• DATA SECTION

++++

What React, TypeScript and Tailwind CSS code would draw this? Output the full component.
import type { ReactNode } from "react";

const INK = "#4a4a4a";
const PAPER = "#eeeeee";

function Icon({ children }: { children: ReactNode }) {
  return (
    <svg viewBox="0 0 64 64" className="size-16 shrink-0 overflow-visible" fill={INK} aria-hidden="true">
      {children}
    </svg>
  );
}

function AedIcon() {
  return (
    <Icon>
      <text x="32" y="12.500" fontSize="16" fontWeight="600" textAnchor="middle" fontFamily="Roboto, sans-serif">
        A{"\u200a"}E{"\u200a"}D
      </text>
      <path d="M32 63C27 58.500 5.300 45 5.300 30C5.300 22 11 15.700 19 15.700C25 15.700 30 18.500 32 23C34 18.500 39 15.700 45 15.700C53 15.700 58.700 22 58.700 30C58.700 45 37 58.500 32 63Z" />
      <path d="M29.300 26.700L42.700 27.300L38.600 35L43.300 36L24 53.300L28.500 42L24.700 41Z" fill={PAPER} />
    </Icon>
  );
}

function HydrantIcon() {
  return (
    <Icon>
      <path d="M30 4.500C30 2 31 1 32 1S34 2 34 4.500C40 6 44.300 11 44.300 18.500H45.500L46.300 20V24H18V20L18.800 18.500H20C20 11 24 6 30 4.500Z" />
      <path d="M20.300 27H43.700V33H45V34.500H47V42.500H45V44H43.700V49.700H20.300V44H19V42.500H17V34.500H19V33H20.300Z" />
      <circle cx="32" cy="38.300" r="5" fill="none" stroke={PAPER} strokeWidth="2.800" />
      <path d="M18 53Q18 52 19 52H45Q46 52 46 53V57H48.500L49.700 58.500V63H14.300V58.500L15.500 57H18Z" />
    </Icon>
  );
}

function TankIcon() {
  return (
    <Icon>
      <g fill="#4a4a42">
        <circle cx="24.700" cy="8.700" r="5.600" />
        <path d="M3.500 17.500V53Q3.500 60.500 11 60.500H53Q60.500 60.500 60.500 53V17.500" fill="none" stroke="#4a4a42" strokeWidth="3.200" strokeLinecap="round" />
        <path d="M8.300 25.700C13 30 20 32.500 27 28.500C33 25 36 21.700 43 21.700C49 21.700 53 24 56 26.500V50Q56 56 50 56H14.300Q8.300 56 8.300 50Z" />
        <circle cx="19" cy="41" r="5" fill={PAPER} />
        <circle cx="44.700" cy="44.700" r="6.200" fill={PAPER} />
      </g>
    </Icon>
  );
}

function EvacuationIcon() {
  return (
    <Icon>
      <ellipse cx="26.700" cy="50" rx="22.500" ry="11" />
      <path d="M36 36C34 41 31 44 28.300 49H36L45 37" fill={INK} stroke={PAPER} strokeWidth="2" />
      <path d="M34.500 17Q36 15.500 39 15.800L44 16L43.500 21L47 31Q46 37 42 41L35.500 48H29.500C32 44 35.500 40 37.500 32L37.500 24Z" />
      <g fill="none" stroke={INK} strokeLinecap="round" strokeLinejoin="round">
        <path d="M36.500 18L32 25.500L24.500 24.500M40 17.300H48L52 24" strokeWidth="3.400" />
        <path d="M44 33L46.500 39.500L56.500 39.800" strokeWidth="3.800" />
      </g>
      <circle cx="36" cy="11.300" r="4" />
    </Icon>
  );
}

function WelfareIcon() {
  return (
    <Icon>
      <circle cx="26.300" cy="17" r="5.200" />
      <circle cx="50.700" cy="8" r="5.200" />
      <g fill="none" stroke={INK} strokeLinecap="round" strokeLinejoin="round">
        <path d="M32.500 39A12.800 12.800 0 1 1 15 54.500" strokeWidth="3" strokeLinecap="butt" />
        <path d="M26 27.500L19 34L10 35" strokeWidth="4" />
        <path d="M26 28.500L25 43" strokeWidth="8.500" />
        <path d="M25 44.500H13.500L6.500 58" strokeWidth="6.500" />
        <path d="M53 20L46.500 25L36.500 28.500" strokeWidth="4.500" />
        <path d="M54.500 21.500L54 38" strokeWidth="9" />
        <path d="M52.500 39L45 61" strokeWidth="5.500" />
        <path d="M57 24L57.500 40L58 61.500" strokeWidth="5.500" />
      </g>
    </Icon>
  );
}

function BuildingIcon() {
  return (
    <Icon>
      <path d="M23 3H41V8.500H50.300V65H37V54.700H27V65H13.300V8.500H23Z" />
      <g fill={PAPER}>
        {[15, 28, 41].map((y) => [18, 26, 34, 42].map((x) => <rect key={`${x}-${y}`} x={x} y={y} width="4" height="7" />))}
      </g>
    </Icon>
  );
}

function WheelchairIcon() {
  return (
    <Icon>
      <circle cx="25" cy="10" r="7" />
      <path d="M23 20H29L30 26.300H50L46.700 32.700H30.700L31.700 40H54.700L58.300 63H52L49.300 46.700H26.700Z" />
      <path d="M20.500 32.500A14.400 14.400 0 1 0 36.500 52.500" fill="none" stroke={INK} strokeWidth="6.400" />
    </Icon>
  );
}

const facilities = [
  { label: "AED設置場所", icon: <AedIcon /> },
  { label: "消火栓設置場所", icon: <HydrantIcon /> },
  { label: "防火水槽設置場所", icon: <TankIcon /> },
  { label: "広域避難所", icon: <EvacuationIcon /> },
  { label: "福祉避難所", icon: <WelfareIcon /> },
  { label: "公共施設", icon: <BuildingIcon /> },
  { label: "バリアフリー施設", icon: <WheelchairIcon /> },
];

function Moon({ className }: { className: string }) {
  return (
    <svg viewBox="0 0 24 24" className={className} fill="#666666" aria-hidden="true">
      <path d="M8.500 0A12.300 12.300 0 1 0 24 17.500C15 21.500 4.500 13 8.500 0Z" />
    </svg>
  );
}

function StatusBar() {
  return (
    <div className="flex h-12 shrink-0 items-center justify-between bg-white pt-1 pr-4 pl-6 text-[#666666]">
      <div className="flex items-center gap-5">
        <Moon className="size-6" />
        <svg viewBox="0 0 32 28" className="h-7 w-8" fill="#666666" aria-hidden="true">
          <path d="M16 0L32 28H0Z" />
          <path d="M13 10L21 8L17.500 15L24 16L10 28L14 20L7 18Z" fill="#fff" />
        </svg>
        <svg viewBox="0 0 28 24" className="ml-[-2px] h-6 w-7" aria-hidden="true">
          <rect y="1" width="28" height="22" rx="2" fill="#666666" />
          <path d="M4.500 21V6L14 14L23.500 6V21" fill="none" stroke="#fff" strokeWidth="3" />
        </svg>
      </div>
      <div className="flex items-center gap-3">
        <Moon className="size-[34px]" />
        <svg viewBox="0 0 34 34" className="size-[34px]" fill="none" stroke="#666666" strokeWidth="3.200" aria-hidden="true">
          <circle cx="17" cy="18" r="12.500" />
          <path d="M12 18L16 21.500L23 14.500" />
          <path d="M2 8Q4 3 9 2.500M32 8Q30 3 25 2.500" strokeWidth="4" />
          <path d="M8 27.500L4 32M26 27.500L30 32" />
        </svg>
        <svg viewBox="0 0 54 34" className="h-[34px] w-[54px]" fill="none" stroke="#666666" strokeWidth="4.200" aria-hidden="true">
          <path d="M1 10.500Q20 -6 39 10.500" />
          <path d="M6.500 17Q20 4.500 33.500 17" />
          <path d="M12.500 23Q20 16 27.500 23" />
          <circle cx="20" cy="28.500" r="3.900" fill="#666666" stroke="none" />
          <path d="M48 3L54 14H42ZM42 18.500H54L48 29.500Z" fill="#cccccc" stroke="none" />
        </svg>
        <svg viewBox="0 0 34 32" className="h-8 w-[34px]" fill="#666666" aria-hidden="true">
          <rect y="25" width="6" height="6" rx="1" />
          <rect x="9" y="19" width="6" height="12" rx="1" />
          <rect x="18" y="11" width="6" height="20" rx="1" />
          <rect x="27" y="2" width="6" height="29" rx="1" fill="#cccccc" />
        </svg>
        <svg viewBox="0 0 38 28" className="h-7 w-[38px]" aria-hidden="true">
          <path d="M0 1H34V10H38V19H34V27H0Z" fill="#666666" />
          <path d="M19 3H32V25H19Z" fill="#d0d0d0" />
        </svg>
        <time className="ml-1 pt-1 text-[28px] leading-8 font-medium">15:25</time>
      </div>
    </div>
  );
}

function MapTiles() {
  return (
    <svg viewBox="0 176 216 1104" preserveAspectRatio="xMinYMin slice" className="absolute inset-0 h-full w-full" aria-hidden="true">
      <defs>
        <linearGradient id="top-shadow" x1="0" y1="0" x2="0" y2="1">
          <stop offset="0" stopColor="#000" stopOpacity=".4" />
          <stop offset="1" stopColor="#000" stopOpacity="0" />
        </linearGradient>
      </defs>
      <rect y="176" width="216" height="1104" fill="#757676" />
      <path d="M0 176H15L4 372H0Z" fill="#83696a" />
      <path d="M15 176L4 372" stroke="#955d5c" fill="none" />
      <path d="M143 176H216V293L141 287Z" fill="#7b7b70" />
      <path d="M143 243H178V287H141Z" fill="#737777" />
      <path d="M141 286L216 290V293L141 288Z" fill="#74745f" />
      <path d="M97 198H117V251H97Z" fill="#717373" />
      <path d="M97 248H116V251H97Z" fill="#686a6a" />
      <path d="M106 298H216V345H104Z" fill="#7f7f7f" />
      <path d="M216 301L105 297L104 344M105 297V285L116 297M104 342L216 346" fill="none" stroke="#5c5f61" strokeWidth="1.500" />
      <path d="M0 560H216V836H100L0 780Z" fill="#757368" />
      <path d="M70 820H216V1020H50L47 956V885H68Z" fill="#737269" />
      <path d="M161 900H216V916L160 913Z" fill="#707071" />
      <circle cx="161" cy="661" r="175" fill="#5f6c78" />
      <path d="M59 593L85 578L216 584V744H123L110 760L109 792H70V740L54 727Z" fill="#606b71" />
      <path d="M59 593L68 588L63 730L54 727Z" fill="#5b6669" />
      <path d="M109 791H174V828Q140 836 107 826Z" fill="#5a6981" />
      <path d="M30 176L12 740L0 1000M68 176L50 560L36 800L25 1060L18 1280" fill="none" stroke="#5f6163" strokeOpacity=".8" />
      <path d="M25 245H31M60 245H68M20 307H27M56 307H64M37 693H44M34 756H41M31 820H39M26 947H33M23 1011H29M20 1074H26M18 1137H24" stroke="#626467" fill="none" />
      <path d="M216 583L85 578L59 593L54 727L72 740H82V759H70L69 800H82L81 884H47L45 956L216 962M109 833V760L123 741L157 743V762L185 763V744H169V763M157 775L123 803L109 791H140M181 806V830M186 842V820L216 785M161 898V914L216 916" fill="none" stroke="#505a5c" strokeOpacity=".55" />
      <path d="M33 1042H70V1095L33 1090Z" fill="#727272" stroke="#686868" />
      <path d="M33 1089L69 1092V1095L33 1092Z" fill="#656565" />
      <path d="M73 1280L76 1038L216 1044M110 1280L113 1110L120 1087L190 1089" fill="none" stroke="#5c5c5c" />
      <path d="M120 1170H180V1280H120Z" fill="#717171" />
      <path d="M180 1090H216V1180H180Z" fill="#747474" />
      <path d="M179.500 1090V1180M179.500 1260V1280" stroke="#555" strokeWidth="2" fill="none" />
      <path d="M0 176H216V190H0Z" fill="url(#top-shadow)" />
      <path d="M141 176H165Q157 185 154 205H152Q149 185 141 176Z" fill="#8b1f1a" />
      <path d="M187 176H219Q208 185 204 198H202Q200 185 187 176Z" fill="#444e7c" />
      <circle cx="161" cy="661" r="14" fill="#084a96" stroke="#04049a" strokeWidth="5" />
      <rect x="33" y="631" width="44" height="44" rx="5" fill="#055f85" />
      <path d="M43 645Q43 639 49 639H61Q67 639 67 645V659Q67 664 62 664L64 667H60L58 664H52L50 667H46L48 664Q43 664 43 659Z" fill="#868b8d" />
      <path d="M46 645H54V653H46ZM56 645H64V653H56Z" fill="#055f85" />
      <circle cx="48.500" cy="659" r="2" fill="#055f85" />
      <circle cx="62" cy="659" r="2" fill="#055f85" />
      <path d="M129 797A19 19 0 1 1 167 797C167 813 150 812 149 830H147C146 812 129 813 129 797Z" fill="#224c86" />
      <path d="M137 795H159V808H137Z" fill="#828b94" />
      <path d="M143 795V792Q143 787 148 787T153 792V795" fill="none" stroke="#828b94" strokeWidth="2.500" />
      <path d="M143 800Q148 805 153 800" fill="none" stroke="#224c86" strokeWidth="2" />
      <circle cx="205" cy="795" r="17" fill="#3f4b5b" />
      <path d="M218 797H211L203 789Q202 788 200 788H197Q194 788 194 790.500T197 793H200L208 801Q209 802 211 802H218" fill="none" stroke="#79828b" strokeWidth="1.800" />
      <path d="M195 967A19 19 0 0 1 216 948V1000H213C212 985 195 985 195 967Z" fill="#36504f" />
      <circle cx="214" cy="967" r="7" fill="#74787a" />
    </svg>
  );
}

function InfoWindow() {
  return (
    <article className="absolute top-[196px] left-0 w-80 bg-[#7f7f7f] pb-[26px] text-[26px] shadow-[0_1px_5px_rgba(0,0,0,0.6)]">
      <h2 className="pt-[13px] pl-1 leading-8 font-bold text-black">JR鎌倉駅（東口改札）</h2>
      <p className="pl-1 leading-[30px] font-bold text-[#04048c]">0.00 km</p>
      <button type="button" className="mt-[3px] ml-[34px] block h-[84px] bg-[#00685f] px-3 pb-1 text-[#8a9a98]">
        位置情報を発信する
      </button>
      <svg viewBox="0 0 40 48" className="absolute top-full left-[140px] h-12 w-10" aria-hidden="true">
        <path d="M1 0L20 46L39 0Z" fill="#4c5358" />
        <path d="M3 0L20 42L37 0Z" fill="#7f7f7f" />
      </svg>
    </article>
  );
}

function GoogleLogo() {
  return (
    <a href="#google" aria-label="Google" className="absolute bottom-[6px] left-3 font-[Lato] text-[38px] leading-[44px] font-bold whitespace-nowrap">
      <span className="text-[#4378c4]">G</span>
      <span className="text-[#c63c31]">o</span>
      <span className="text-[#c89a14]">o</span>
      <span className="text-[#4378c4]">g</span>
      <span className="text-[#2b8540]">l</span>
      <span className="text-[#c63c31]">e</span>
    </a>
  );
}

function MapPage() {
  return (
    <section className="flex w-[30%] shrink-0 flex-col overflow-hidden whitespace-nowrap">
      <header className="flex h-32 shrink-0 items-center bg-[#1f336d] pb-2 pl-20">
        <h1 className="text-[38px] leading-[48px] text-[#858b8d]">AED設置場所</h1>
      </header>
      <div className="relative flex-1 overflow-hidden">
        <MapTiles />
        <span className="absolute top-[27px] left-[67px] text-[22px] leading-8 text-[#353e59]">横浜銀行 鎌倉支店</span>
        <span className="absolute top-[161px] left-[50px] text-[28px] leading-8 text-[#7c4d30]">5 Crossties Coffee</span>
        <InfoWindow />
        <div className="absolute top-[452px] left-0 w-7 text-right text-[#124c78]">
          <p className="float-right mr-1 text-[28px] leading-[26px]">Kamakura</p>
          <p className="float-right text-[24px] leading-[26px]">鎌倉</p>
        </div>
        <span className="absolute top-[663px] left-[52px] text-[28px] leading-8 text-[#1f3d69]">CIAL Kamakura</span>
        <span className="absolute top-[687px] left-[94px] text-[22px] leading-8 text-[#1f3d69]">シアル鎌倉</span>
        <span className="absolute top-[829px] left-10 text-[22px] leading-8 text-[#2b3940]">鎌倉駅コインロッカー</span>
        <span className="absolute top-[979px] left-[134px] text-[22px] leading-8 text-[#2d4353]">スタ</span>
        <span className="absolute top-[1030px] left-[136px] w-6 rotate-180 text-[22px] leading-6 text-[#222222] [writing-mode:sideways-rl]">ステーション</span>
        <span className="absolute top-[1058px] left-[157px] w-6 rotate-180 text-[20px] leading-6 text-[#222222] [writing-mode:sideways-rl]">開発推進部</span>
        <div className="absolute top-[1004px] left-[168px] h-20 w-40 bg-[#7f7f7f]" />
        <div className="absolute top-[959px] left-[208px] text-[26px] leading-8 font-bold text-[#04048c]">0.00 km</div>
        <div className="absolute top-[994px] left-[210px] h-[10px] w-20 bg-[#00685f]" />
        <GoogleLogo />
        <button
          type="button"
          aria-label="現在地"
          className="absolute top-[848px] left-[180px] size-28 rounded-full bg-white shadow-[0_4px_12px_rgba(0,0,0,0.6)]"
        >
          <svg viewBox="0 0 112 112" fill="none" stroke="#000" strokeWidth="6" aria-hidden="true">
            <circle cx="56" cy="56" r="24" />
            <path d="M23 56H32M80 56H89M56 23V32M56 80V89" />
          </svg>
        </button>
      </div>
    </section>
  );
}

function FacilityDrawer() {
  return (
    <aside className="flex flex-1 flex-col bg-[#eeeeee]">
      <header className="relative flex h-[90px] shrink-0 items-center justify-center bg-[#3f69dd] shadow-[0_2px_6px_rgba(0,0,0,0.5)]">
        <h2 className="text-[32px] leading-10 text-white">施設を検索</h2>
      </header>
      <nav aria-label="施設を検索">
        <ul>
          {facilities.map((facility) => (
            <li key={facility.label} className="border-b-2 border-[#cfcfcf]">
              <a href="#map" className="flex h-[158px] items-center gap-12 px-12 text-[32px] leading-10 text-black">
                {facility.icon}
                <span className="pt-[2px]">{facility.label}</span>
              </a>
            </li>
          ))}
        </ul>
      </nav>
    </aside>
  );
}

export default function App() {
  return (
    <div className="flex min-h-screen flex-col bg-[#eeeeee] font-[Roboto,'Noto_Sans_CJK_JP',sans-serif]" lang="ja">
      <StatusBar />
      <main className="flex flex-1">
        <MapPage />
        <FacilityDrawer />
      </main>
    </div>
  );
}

++++

• THE REQUEST
Your answer should be only the number of lines that hold the word "full".

• EXERCISE RESULT
4